With no job, the Flintstones and Rubbles are forced to settle for a camping holiday. As Fred and Barney set up the tent, the Jetsons arrive from the future. Fred and George eventually communicate, and the families become friends. Fred is amazed by George's futuristic gadgets and decides to use them to help Mr. Slate in a competition at the upcoming company picnic. Fred introduces George to Slate, claiming that George is a distant cousin. Slate is reluctant at first to trust George, but since rival businessman, Turk Tarpit's cheating has set him back, Slate accepts their help in exchange for getting their jobs back.

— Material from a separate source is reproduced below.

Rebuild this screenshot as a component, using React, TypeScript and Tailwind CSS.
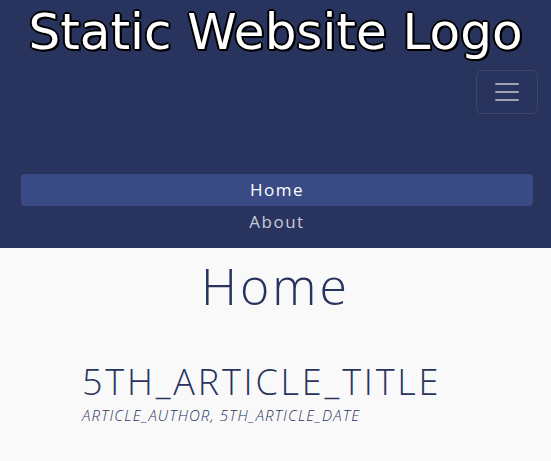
import React from 'react';

const navLinks = [
  { label: 'Home', active: true },
  { label: 'About', active: false },
];

const App: React.FC = () => {
  return (
    <div className="min-h-[461px] bg-[#f9f9f9] font-['Open_Sans',sans-serif]">
      <header className="bg-[#28345e] pb-[10px]">
        <h1 className="text-center font-['DejaVu_Sans',sans-serif] text-[50px] leading-[64px] text-white [text-shadow:-1px_-1px_0_#000,1px_-1px_0_#000,-1px_1px_0_#000,2px_2px_0_#000,0_2px_0_#000,2px_0_0_#000,-2px_0_0_#000,0_-2px_0_#000]">
          Static Website Logo
        </h1>
        <div className="flex justify-end pr-[13px] pt-[6px]">
          <button className="flex h-[44px] w-[62px] items-center justify-center rounded-md border border-white/10">
            <svg width="30" height="30" viewBox="0 0 30 30">
              <path d="M4 7h22M4 15h22M4 23h22" stroke="rgba(255,255,255,0.55)" strokeWidth="2" strokeLinecap="round" />
            </svg>
          </button>
        </div>
        <nav className="mt-[60px] flex flex-col px-[21px] pr-[18px]">
          {navLinks.map((link) => (
            <a
              key={link.label}
              href="#"
              className={`rounded h-[32px] flex items-center justify-center text-[17px] tracking-[1.5px] ${
                link.active ? 'bg-[#3a4a84] text-white' : 'text-white/75'
              }`}
            >
              {link.label}
            </a>
          ))}
        </nav>
      </header>
      <main>
        <h2 className="mt-[8px] text-center text-[50px] font-light leading-[60px] tracking-[3px] text-[#28345e]">Home</h2>
        <article className="mt-[44px] px-[82px]">
          <h3 className="text-[36px] font-light leading-[44px] text-[#28345e] tracking-[2.8px]">5TH_ARTICLE_TITLE</h3>
          <p className="text-[15px] font-light italic tracking-[1.1px] text-[#28345e]">ARTICLE_AUTHOR, 5TH_ARTICLE_DATE</p>
        </article>
      </main>
    </div>
  );
};

export default App;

George and Fred use future technology to help Slate win several games, but in the last event, Astro's and Dino's actions cause Tarpit to become the winner. In the end, Slate once again fires Fred and Barney.

While Mr. Spacely continues to vent over his failing business, Henry Orbit and Rosie the Robot Maid assemble a "time machine retriever" to bring the Jetsons back. But when they turn it on, the time machine returns with the Flintstones instead. Upon seeing they really are cavemen, Spacely introduces them to the press.

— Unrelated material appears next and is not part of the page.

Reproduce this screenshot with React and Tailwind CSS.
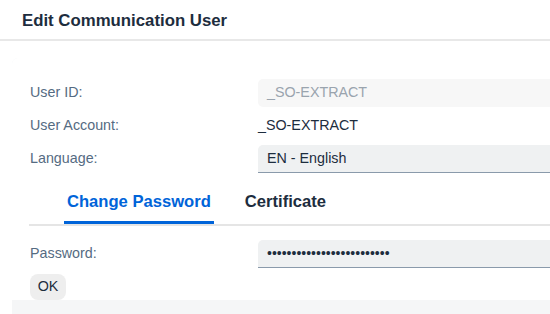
import React, { useState } from 'react';

// Form rows for the communication user dialog
const rows = [
  { label: 'User ID:', value: '_SO-EXTRACT', kind: 'disabled' },
  { label: 'User Account:', value: '_SO-EXTRACT', kind: 'text' },
  { label: 'Language:', value: 'EN - English', kind: 'input' },
];

const Field = ({ kind, value }) => {
  if (kind === 'text') {
    return <div className="text-[14.3px] text-[#1d2d3e]">{value}</div>;
  }
  if (kind === 'disabled') {
    return (
      <div className="h-[28px] w-[320px] rounded-l-[5px] bg-[#f7f7f7] pl-[9px] flex items-center text-[14.3px] text-[#9aa4ae]">
        {value}
      </div>
    );
  }
  return (
    <div className="h-[28px] w-[320px] rounded-tl-[5px] bg-[#eff1f2] border-b border-[#8a9aab] pl-[9px] flex items-center text-[14.3px] text-[#1d2d3e]">
      {value}
    </div>
  );
};

const App = () => {
  const [tab, setTab] = useState('password');

  return (
    <div className="w-[550px] h-[314px] overflow-hidden bg-white font-['Liberation_Sans',Arial,sans-serif]">
      <div className="h-[41px] px-[22px] pt-[3px] flex items-center border-b-2 border-[#e8e8e8]">
        <span className="text-[16.8px] font-bold text-[#1d2d3e]">Edit Communication User</span>
      </div>

      <div className="pl-[12px] pt-[17px]">
        <div className="w-[600px] h-[260px] rounded-tl-[6px] bg-[#f5f6f7]">
          <div className="h-[242px] rounded-tl-[6px] bg-white pl-[18px] pt-[21px]">
            <div className="flex flex-col gap-[5px]">
              {rows.map((row) => (
                <div key={row.label} className="flex items-center h-[28px]">
                  <div className="w-[228px] text-[14.3px] text-[#556b82]">{row.label}</div>
                  <Field kind={row.kind} value={row.value} />
                </div>
              ))}
            </div>

            <div className="mt-[1px] -ml-[1px] flex pl-[35px] gap-[28px] border-b-2 border-[#e5e5e5]">
              <button
                onClick={() => setTab('password')}
                className={`h-[50px] pt-[8px] px-[3px] leading-[20px] text-[16.6px] font-bold border-b-[3px] ${
                  tab === 'password' ? 'text-[#0064d9] border-[#0064d9]' : 'text-[#1d2d3e] border-transparent'
                }`}
              >
                Change Password
              </button>
              <button
                onClick={() => setTab('certificate')}
                className={`h-[50px] pt-[8px] px-[3px] leading-[20px] text-[16.6px] font-bold border-b-[3px] ${
                  tab === 'certificate' ? 'text-[#0064d9] border-[#0064d9]' : 'text-[#1d2d3e] border-transparent'
                }`}
              >
                Certificate
              </button>
            </div>

            <div className="mt-[14px] flex items-center h-[28px]">
              <div className="w-[228px] text-[14.3px] text-[#556b82]">Password:</div>
              <div className="h-[28px] w-[320px] rounded-tl-[5px] bg-[#eff1f2] border-b border-[#8a9aab] pl-[9px] flex items-center text-[14px] text-[#1d2d3e]">
                •••••••••••••••••••••••••
              </div>
            </div>

            <button className="mt-[6px] h-[26px] w-[36px] rounded-[8px] bg-[#eeeeee] text-[14.3px] text-[#1d2d3e] flex items-center justify-center">
              OK
            </button>
          </div>
        </div>
      </div>
    </div>
  );
};

export default App;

Stuck in the past, George asks Mr. Slate for a job. Slate initially rejects, but when Tarpit offers George work, Slate immediately makes George his partner, and George soon becomes famous. Using their newfound fame and riches, the Jetsons buy multiple local businesses and are soon overwhelmed. Meanwhile, Mr. Spacely makes Fred the spokesman for his company, but R.U.D.I. leaks this information to S.A.R.A. When Spacely is introducing Fred to some important investors, Cogswell introduces Barney instead, leading to a rift in Fred's and Barney's friendship. Meanwhile, Rosie requests R.U.D.I. to help Henry and her try to fix the time machine to find the Jetsons. S.A.R.A. appears and demands that R.U.D.I. get rid of Rosie before she departs, but R.U.D.I. agrees to do whatever he can to get the Jetsons back and leaves S.A.R.A. for good. They fix the time machine, and Rosie is transported to the Stone Age where she finds her family.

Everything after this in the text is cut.